Ultimately, since the suit was filed more than six years after the alleged pledge and the personal claims were also outside their respective limitation periods, the court dismissed the suit.
Impact
This judgment underscores the strict adherence to limitation periods in contractual disputes involving loans and pledges. It clarifies that:
- **Personal Claims and Security Claims:** Both types of claims have distinct limitation periods that must be independently satisfied.
- **Acknowledgment and Extension of Limitation:** Mere payments or non-written acknowledgments do not extend the limitation period for personal claims.
- **Effect on Future Cases:** Courts may reference this precedent to ensure that plaintiffs file suits within the stipulated limitation periods, thereby promoting timely litigation and reducing the burden of old claims.
Complex Concepts Simplified
Limitation Period
The limitation period refers to the maximum time after an event within which legal proceedings may be initiated. After this period, the right to sue is typically extinguished.
Claim of Moneys Lent vs. Pledged Security
A claim of moneys lent is a personal claim for repayment of a loan, subject to a three-year limitation. In contrast, a pledged security claim involves recovering possession of property pledged as collateral, subject to a six-year limitation.
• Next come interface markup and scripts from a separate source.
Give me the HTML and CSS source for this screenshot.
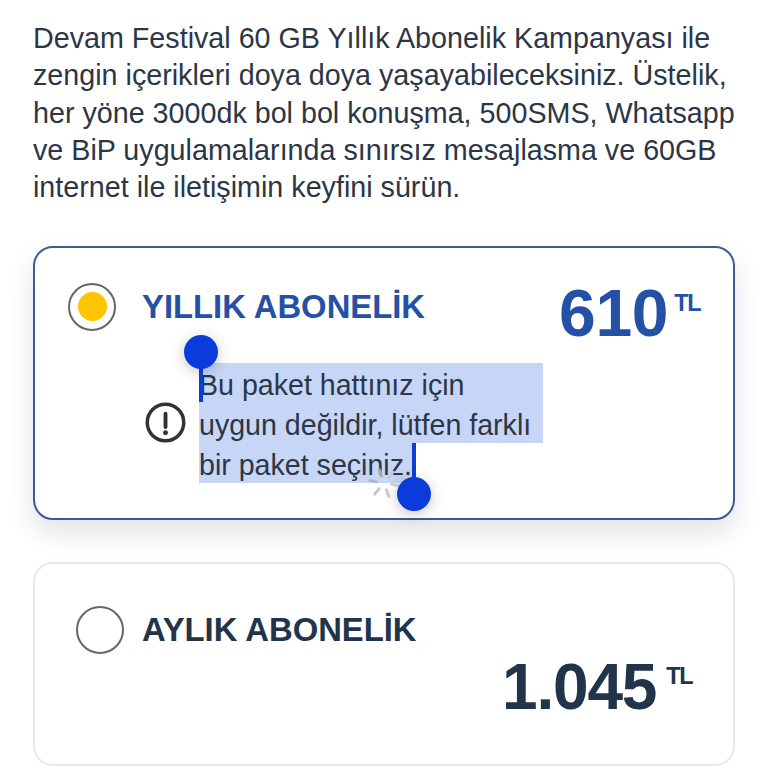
FILE: index.html
```html
<!DOCTYPE html>
<html lang="tr">
<head>
<meta charset="utf-8">
<title>Abonelik</title>
<link rel="stylesheet" href="styles.css">
</head>
<body>
<main class="page">
  <p class="intro">Devam Festival 60 GB Yıllık Abonelik Kampanyası ile<br>zengin içerikleri doya doya yaşayabileceksiniz. Üstelik,<br>her yöne 3000dk bol bol konuşma, 500SMS, Whatsapp<br>ve BiP uygulamalarında sınırsız mesajlasma ve 60GB<br>internet ile iletişimin keyfini sürün.</p>

  <section class="card card-active">
    <div class="card-head">
      <span class="radio radio-on"><span class="radio-dot"></span></span>
      <h2 class="plan-title plan-blue">YILLIK ABONELİK</h2>
      <div class="price price-blue"><span class="amount">610</span><span class="unit">TL</span></div>
    </div>
    <div class="notice">
      <svg class="notice-icon" viewBox="0 0 40 40" aria-hidden="true">
        <circle cx="20" cy="20" r="17.800" fill="none" stroke="#333" stroke-width="3.400"/>
        <path d="M20 11.500v13" fill="none" stroke="#333" stroke-width="3.800" stroke-linecap="round"/>
        <circle cx="20" cy="30" r="2.400" fill="#333"/>
      </svg>
      <div class="selection">
        <div class="sel-line sel-full">Bu paket hattınız için</div>
        <div class="sel-line sel-full">uygun değildir, lütfen farklı</div>
        <div class="sel-line sel-short">bir paket seçiniz.</div>
        <svg class="spinner" viewBox="0 0 40 40" aria-hidden="true">
          <g fill="none" stroke-width="3.600" stroke-linecap="round" transform="rotate(-20 20 20)">
            <path stroke="#a9acb6" d="M20 2v9"/>
            <path stroke="#b4b6be" d="M4.500 11l7.500 4.500"/>
            <path stroke="#c4c5ca" d="M4.500 29l7.500-4.500"/>
            <path stroke="#cbccd0" d="M20 38v-9"/>
            <path stroke="#d2d3d6" d="M35.500 29l-7.500-4.500"/>
            <path stroke="#c6cbd8" d="M35.500 11l-7.500 4.500"/>
          </g>
        </svg>
        <span class="handle handle-start"></span>
        <span class="handle handle-end"></span>
      </div>
    </div>
  </section>

  <section class="card card-plain">
    <div class="card-head head-plain">
      <span class="radio radio-off"></span>
      <h2 class="plan-title">AYLIK ABONELİK</h2>
    </div>
    <div class="price price-dark"><span class="amount">1.045</span><span class="unit">TL</span></div>
  </section>
</main>
</body>
</html>
```

FILE: styles.css
```css
* { box-sizing: border-box; }
html, body { margin: 0; padding: 0; background: #fff; }
body {
  width: 768px;
  height: 768px;
  overflow: hidden;
  font-family: "Liberation Sans", Arial, sans-serif;
  color: #2b3646;
}
.page { padding: 20px 33px 0; }
.intro {
  margin: 0;
  font-size: 28.7px;
  line-height: 37.3px;
  color: #2b3646;
  white-space: nowrap;
}
.card {
  width: 702px;
  background: #fff;
  border-radius: 20px;
}
.card-active {
  height: 274px;
  margin-top: 39.5px;
  border: 2px solid #3c5a98;
  padding: 35px 32px 0 33px;
  box-shadow: 0 12px 26px rgba(40, 50, 80, 0.14);
}
.card-plain {
  height: 204px;
  margin-top: 42px;
  border: 2px solid #e7e8ea;
  padding: 42px 40px 0 41px;
}
.card-head { display: flex; align-items: flex-start; }
.radio {
  flex: none;
  display: flex;
  align-items: center;
  justify-content: center;
  width: 48px;
  height: 48px;
  border: 2px solid #666;
  border-radius: 50%;
}
.radio-dot { width: 29px; height: 29px; border-radius: 50%; background: #fdc500; }
.plan-title {
  margin: 4px 0 0 26px;
  font-size: 32.8px;
  line-height: 40px;
  font-weight: 700;
  color: #22344a;
  white-space: nowrap;
}
.plan-blue { color: #2450a6; }
.head-plain .plan-title { margin-left: 18px; }
.price { display: flex; align-items: flex-start; justify-content: flex-end; }
.price-blue { margin-left: auto; color: #2450a6; margin-top: -8px; }
.price-dark { color: #22344a; margin-top: -5px; }
.amount { font-size: 66px; line-height: 76px; font-weight: 700; letter-spacing: -0.3px; }
.price-dark .amount { font-size: 64px; letter-spacing: -1.2px; }
.unit {
  margin: 16px 0 0 6px;
  font-size: 23.5px;
  line-height: 24px;
  font-weight: 700;
  letter-spacing: -1.5px;
  padding-right: 1px;
}
.price-dark .unit { margin-top: 15px; margin-left: 10px; }
.notice {
  display: flex;
  align-items: center;
  margin: 12px 0 0 77px;
}
.notice-icon { flex: none; width: 41px; height: 41px; }
.selection { position: relative; margin-left: 13px; }
.sel-line {
  height: 40px;
  background: #c7d5f6;
  font-size: 28.6px;
  line-height: 44px;
  color: #2b3646;
  white-space: nowrap;
}
.sel-full { width: 344px; }
.sel-short { width: 215px; }
.handle { position: absolute; width: 3.5px; background: #0d3fd0; }
.handle::before {
  content: "";
  position: absolute;
  left: 50%;
  width: 34px;
  height: 34px;
  margin-left: -17px;
  border-radius: 50%;
  background: #0a3cdb;
  box-shadow: 0 3px 14px rgba(30, 30, 50, 0.25);
}
.handle-start { left: 0; top: 0; height: 39px; }
.handle-start::before { top: -28px; }
.handle-end { left: 213px; top: 80px; height: 36px; }
.handle-end::before { top: 34px; }
.spinner { position: absolute; left: 169px; top: 104px; width: 32px; height: 32px; }
```
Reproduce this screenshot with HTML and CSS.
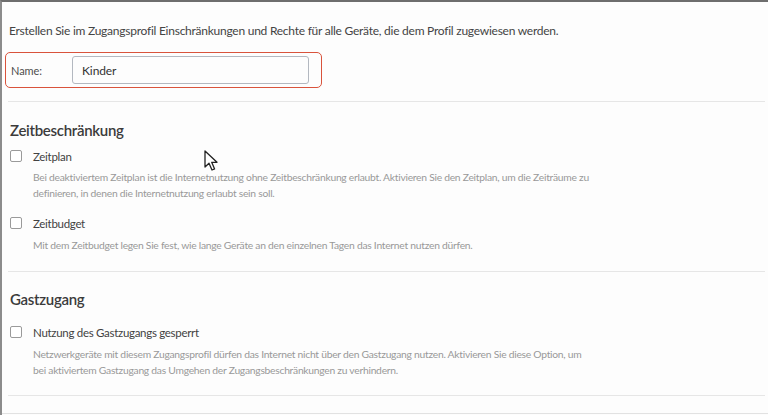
FILE: index.html
```html
<!DOCTYPE html>
<html lang="de">
<head>
<meta charset="utf-8">
<title>Zugangsprofil</title>
<link rel="stylesheet" href="styles.css">
</head>
<body>
<div class="frame">
  <p class="intro">Erstellen Sie im Zugangsprofil Einschränkungen und Rechte für alle Geräte, die dem Profil zugewiesen werden.</p>
  <div class="name-box">
    <span class="name-label">Name:</span>
    <div class="name-input">Kinder</div>
  </div>
  <div class="sep"></div>

  <section class="section first">
    <h2 class="heading">Zeitbeschränkung</h2>
    <div class="option">
      <span class="cb"></span>
      <span class="label">Zeitplan</span>
    </div>
    <p class="desc">Bei deaktiviertem Zeitplan ist die Internetnutzung ohne Zeitbeschränkung erlaubt. Aktivieren Sie den Zeitplan, um die Zeiträume zu<br>definieren, in denen die Internetnutzung erlaubt sein soll.</p>
    <div class="option second">
      <span class="cb"></span>
      <span class="label">Zeitbudget</span>
    </div>
    <p class="desc d2">Mit dem Zeitbudget legen Sie fest, wie lange Geräte an den einzelnen Tagen das Internet nutzen dürfen.</p>
  </section>
  <div class="sep s2"></div>

  <section class="section guest">
    <h2 class="heading">Gastzugang</h2>
    <div class="option">
      <span class="cb"></span>
      <span class="label">Nutzung des Gastzugangs gesperrt</span>
    </div>
    <p class="desc d2">Netzwerkgeräte mit diesem Zugangsprofil dürfen das Internet nicht über den Gastzugang nutzen. Aktivieren Sie diese Option, um<br>bei aktiviertem Gastzugang das Umgehen der Zugangsbeschränkungen zu verhindern.</p>
  </section>
  <div class="sep s3"></div>
  <div class="sep bottom"></div>

  <svg class="cursor" width="16" height="23" viewBox="0 0 16 23" aria-hidden="true">
    <path d="M1 1 L1 17 L5 13.2 L8 20 L10.6 18.9 L7.7 12.3 L13 12.3 Z" fill="#fff" stroke="#222" stroke-width="1.3" stroke-linejoin="round"/>
  </svg>
</div>
</body>
</html>
```

FILE: styles.css
```css
html, body {
  margin: 0;
  padding: 0;
  background: #ffffff;
}

body {
  font-family: Lato, "Open Sans", "Liberation Sans", sans-serif;
  color: #444;
}

.frame {
  position: relative;
  width: 768px;
  height: 415px;
  box-sizing: border-box;
  border-top: 2px solid #6e6e6e;
  border-left: 2px solid #8c8c8c;
  background: #fdfdfd;
  overflow: hidden;
}

.intro {
  margin: 0;
  padding: 20px 0 0 7px;
  font-size: 12px;
  letter-spacing: -0.25px;
  line-height: 18px;
  color: #444;
}

.name-box {
  display: flex;
  align-items: center;
  margin: 12px 0 0 3px;
  width: 317px;
  height: 36px;
  box-sizing: border-box;
  border: 1.5px solid #d9533c;
  border-radius: 5px;
  padding-left: 5px;
}

.name-label {
  width: 61px;
  font-size: 11px;
  letter-spacing: -0.1px;
  color: #4d4d4d;
}

.name-input {
  width: 237px;
  height: 28px;
  box-sizing: border-box;
  border: 1px solid #b3b8c0;
  border-radius: 3px;
  padding-left: 9px;
  display: flex;
  align-items: center;
  font-size: 12px;
  letter-spacing: -0.1px;
  color: #333;
}

.sep {
  height: 1px;
  background: #e6e6e6;
  margin: 13px 3px 0 6px;
}

.sep.s2 {
  margin-top: 18px;
}

.sep.s3 {
  margin-top: 17px;
}

.sep.bottom {
  margin: 17px 0 0 0;
  background: #e2e2e2;
}

.section {
  padding: 18px 0 0 8px;
}

.section.guest {
  padding-top: 17px;
}

.heading {
  margin: 0;
  font-size: 15px;
  letter-spacing: -0.3px;
  line-height: 20px;
  font-weight: 600;
  color: #3b3b3b;
}

.option {
  display: flex;
  align-items: center;
  margin-top: 6px;
  height: 20px;
}

.option.second {
  margin-top: 12px;
}

.guest .option {
  margin-top: 13px;
}

.cb {
  width: 12px;
  height: 12px;
  box-sizing: border-box;
  border: 1px solid #9a9a9a;
  border-radius: 2px;
  background: #fff;
  margin-right: 11px;
}

.label {
  font-size: 11.5px;
  letter-spacing: -0.3px;
  color: #424242;
}

.desc {
  margin: 3px 0 0 23px;
  font-size: 10.3px;
  letter-spacing: -0.26px;
  line-height: 16px;
  color: #999;
}

.desc.d2 {
  margin-top: 4px;
}

.cursor {
  position: absolute;
  left: 202px;
  top: 148px;
}
```
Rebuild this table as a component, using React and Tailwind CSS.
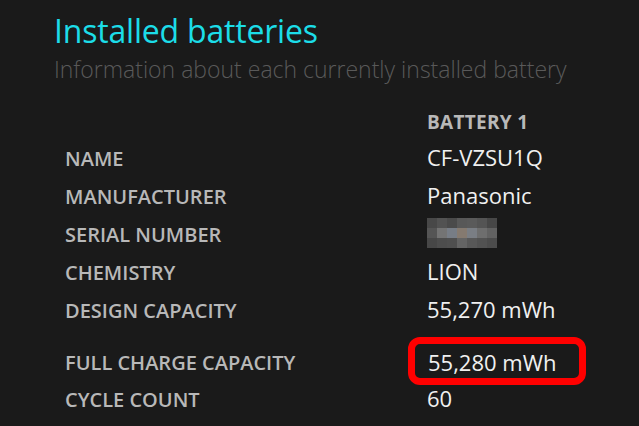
import React from "react";

const rows = [
  { label: "NAME", value: "CF-VZSU1Q" },
  { label: "MANUFACTURER", value: "Panasonic" },
  { label: "SERIAL NUMBER", value: null },
  { label: "CHEMISTRY", value: "LION" },
  { label: "DESIGN CAPACITY", value: "55,270 mWh" },
];

// pixelated serial number
const mosaic = [
  ["#484848", "#525252", "#4a4a4a", "#585858", "#5a5a5a", "#545454", "#474747"],
  ["#555555", "#747474", "#777d86", "#857a70", "#7a7e84", "#6e6e6e", "#626262"],
  ["#474747", "#4d4d4d", "#4f4f4f", "#646464", "#585858", "#525252", "#4c4c4c"],
];

function Mosaic() {
  return (
    <div className="flex flex-col">
      {mosaic.map((r, i) => (
        <div key={i} className="flex">
          {r.map((c, j) => (
            <div key={j} className="w-[10px] h-[10px]" style={{ backgroundColor: c }} />
          ))}
        </div>
      ))}
    </div>
  );
}

const labelCls = "text-[#b8b8b8] text-[20px] font-semibold pt-[3px]";

export default function App() {
  return (
    <div className="w-[639px] h-[426px] overflow-hidden bg-[#1a1a1a] font-['Open_Sans',sans-serif] pl-[54px] pt-[9px]">
      <h1 className="text-[#1cdde8] text-[32px] leading-[44px] tracking-[-0.2px]">Installed batteries</h1>
      <p className="text-[#595959] text-[23px] leading-[32px] font-light">
        Information about each currently installed battery
      </p>

      <div className="ml-[11px] mt-[21px]">
        <div className="flex h-[32px] items-center">
          <div className="w-[362px]" />
          <div className="text-[#b8b8b8] text-[19px] font-bold tracking-[0.3px]">BATTERY 1</div>
        </div>
        {rows.map((r) => (
          <div key={r.label} className="flex h-[38px] items-center">
            <div className={`w-[362px] ${labelCls}`}>{r.label}</div>
            {r.value ? (
              <div className="text-[#f0f0f0] text-[22px]">{r.value}</div>
            ) : (
              <Mosaic />
            )}
          </div>
        ))}
        <div className="flex pt-[9px]">
          <div className={`w-[343px] h-[48px] flex items-center ${labelCls}`}>
            FULL CHARGE CAPACITY
          </div>
          <div className="w-[178px] h-[48px] border-[7px] border-[#ff0000] rounded-[12px] flex items-center pl-[13px] pt-[2px] text-[#f0f0f0] text-[22px]">
            55,280 mWh
          </div>
        </div>
        <div className="flex h-[26px] items-center">
          <div className={`w-[362px] ${labelCls}`}>CYCLE COUNT</div>
          <div className="text-[#f0f0f0] text-[22px]">60</div>
        </div>
      </div>
    </div>
  );
}
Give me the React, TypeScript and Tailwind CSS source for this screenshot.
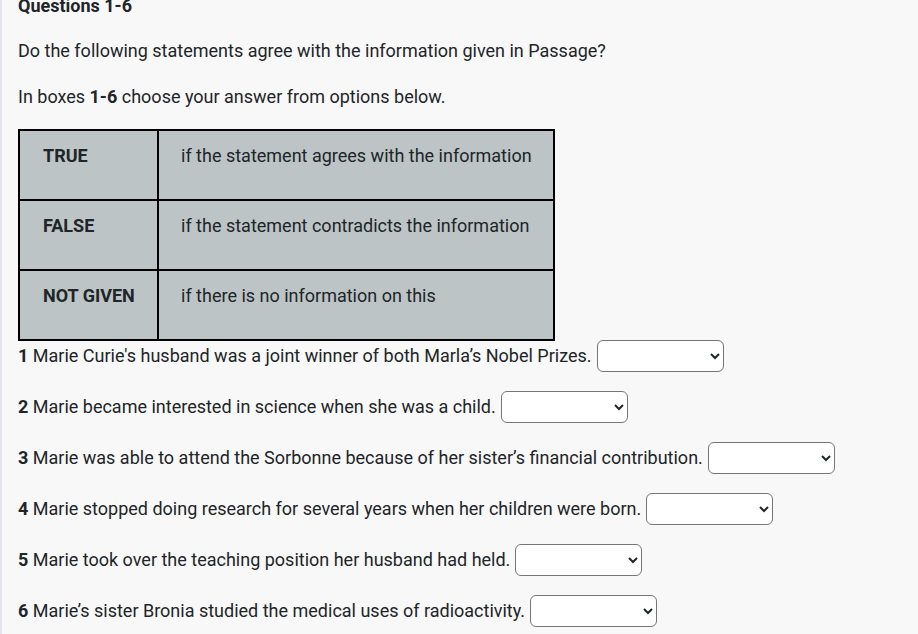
const rows = [
  { label: "TRUE", text: "if the statement agrees with the information" },
  { label: "FALSE", text: "if the statement contradicts the information" },
  { label: "NOT GIVEN", text: "if there is no information on this" },
];

const questions = [
  "Marie Curie's husband was a joint winner of both Marla\u2019s Nobel Prizes.",
  "Marie became interested in science when she was a child.",
  "Marie was able to attend the Sorbonne because of her sister\u2019s financial contribution.",
  "Marie stopped doing research for several years when her children were born.",
  "Marie took over the teaching position her husband had held.",
  "Marie\u2019s sister Bronia studied the medical uses of radioactivity.",
];

function AnswerSelect() {
  return (
    <select className="ml-[5px] h-[32px] w-[127px] rounded-[6px] border border-[#767676] bg-white text-[16px]" defaultValue="">
      <option value=""></option>
      <option value="TRUE">TRUE</option>
      <option value="FALSE">FALSE</option>
      <option value="NOT GIVEN">NOT GIVEN</option>
    </select>
  );
}

export default function App() {
  return (
    <div className="h-[634px] overflow-hidden border-l-2 border-[#e4e4ea] bg-[#f8f8f8] pl-[16px] font-['Roboto',sans-serif] text-[18px] text-[#212529]">
      <h3 className="mt-[-5px] font-bold leading-[22px]">Questions 1-6</h3>
      <p className="mt-[22px] leading-[24px]">Do the following statements agree with the information given in Passage?</p>
      <p className="mt-[22px] leading-[24px]">
        In boxes <b>1-6</b> choose your answer from options below.
      </p>
      <table className="mt-[20px] w-[537px] table-fixed border-collapse border-2 border-black bg-[#bcc4c5]">
        <tbody>
          {rows.map((r) => (
            <tr key={r.label} className="h-[70px]">
              <td className="w-[139px] whitespace-nowrap border-2 border-black pl-[23px] pr-0 pb-[27px] pt-[11px] align-top font-bold">{r.label}</td>
              <td className="whitespace-nowrap border-2 border-black pl-[22px] pr-0 pb-[27px] pt-[11px] align-top">{r.text}</td>
            </tr>
          ))}
        </tbody>
      </table>
      <div className="mt-[-1px] flex flex-col gap-[19px]">
        {questions.map((q, i) => (
          <div key={i} className="flex items-center whitespace-nowrap leading-[24px]">
            <span>
              <b>{i + 1}</b> {q}
            </span>
            <AnswerSelect />
          </div>
        ))}
      </div>
    </div>
  );
}
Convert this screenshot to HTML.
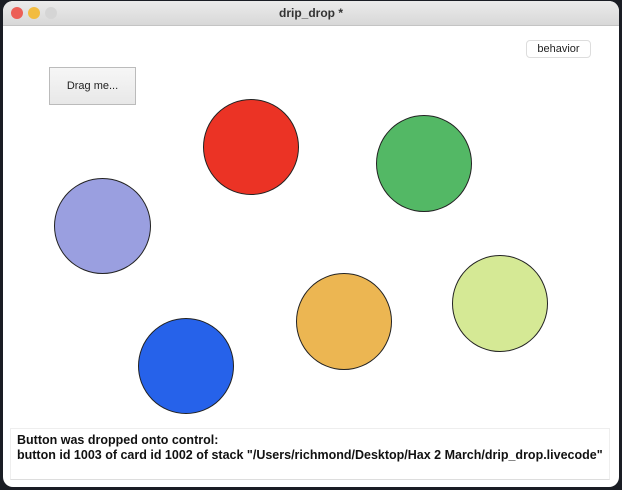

Section 20 & Section 19 of the Limitation Act
Section 20 deals with the extension of the limitation period through specific acts such as acknowledgments or partial payments. Section 19 pertains to general acts of the debtor that could prevent the limitation period from expiring.
Pledge vs. Mortgage
A pledge involves property given as security for a debt, where possession remains with the creditor, but ownership does not transfer. A mortgage, however, usually involves a transfer of ownership rights to the creditor until the debt is repaid.
Conclusion
The judgment in Fisher v. Gazdar serves as a pivotal reference in understanding the enforcement of limitation periods in cases involving both personal debt claims and pledged securities. It reinforces the principle that each type of claim is governed by its specific limitation period, and attempts to extend these periods through interest payments or informal acknowledgments are insufficient. This case highlights the necessity for creditors to initiate legal actions within the prescribed timeframes to ensure the enforceability of their claims, thereby promoting legal certainty and the timely resolution of disputes.